Layer Normalization, introduced in the 2016 paper Layer Normalization, is a technique used to normalize the summed inputs to the neurons in a layer by using the mean and standard deviation of those inputs within that layer.

Batch Normalization uses the mean and the standard deviation of the summed inputs of a neuron in a mini-batch to normalize the summed inputs to it. While Batch Normalization can accelerate training, it depends on mini-batch size and is challenging to implement in RNNs.

Let the bottom-up inputs in the $l$ th hidden layer of a deep feed-forward neural network be $h^l$, with $w_i^l$ representing the incoming weights to the $i$ th neuron, and $b^l_i$ as the scalar bias parameter. The weighted sum of inputs $a_i$ is computed as:

$$ a^l\_i = {w^l\_i}^{\top}h^l\ \ \ \ h^{l+1}\_i = f(a^l\_i + b^l\_i) $$

In Layer Normalization, the neurons within the same layer share the same mean and standard deviation. Let $H$ be the number of the neurons in layer $l$. The mean $\mu^l$ and standard deviation $\sigma^l$ are given as follows.

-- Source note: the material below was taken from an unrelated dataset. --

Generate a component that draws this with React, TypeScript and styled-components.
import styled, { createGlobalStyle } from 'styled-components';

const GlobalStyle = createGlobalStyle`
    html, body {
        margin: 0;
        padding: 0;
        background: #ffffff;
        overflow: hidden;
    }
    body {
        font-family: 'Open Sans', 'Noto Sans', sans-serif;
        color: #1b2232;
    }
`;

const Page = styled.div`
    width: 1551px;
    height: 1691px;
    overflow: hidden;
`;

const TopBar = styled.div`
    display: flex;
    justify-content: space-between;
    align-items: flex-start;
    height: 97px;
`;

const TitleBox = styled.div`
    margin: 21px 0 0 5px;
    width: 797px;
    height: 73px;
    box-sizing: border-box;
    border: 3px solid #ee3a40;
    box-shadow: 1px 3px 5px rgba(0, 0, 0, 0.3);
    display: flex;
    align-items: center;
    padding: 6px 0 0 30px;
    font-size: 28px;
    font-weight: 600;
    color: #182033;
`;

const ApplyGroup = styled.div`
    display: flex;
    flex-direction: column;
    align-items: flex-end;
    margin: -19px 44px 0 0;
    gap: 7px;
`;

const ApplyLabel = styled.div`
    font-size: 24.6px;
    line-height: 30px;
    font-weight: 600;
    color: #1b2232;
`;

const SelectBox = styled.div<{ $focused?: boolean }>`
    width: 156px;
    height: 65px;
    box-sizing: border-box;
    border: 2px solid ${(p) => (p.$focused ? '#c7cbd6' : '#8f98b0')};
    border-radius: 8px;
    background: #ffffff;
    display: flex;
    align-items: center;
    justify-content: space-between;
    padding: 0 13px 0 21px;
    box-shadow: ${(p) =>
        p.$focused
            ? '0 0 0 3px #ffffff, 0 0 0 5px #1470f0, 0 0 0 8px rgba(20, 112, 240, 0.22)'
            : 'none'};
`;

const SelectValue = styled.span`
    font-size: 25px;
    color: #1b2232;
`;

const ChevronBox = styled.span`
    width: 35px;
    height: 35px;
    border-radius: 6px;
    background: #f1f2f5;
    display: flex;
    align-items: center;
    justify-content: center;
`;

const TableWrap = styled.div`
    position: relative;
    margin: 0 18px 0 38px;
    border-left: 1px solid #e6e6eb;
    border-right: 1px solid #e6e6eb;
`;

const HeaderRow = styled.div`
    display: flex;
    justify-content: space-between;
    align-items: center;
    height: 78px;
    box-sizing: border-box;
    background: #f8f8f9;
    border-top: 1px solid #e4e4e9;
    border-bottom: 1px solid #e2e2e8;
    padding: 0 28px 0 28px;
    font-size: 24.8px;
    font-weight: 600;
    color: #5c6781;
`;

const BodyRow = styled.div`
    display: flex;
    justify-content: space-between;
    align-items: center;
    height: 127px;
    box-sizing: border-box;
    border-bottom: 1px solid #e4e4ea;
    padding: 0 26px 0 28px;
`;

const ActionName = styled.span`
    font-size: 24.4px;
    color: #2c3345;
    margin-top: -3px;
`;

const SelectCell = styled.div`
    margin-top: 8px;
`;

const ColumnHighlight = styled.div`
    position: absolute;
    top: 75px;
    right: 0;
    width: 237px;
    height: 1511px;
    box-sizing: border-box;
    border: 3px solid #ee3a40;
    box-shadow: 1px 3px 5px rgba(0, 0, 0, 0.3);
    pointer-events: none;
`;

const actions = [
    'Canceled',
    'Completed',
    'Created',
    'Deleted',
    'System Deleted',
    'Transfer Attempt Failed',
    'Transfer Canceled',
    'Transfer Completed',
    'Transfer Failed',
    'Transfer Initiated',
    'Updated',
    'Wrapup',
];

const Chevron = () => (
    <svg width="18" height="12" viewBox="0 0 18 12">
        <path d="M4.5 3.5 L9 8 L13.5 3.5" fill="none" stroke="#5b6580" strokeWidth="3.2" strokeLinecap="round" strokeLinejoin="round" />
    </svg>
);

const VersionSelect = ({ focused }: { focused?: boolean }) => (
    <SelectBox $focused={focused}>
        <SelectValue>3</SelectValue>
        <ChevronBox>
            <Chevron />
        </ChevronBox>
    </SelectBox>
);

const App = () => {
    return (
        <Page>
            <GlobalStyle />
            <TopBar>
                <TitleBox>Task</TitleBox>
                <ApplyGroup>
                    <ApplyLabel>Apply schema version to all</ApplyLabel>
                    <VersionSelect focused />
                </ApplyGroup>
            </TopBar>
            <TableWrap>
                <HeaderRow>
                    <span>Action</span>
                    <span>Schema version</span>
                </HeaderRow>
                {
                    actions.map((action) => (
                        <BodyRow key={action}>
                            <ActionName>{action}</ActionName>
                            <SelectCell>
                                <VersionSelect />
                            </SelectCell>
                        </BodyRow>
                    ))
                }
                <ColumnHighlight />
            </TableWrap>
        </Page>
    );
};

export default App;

$$ \mu^l=\frac{1}{H}\sum^H\_{i=1}a^l\_i\ \ \ \ \sigma^l=\sqrt{\frac{1}{H}\sum^H\_{i=1}(a^l\_i-\mu^l)^2} $$

Using a scaling hyperparameter $g^l_i$, Layer Normalization normalizes the summed inputs as follows:

$$ \bar{a}^l\_i=\frac{g^l\_i}{\sigma^l\_i}(a^l\_i-\mu^l\_i) $$

In RNNs, consider ${\rm x}^t$ as the input at time $t$, ${\rm h}^{t-1}$ as the vector of previous hidden states, $W_{hh}$ as recurrent hidden-to-hidden weights, and $W_{xh}$ as bottom-up input-to-hidden weights. The summed inputs at time $t$ are represented as:

$$ \boldsymbol{\rm a}^t=W\_{hh}h^{t-1}+W\_{xh}{\rm x}^t $$

Finally, the normalized hidden state ${\rm h}^t$ is computed as follows:

$$ \boldsymbol{h}^t = f\left[\frac{\boldsymbol{g}}{\sigma^t}\odot (\boldsymbol{a}^t-\mu^t )+\boldsymbol{b}\right] \ \ \ \ \mu^t=\frac{1}{H}\sum^H\_{i=1}a^t\_i\ \ \ \ \sigma^t=\sqrt{\frac{1}{H}\sum^H\_{i=1}(a^t\_i-\mu^t)^2} $$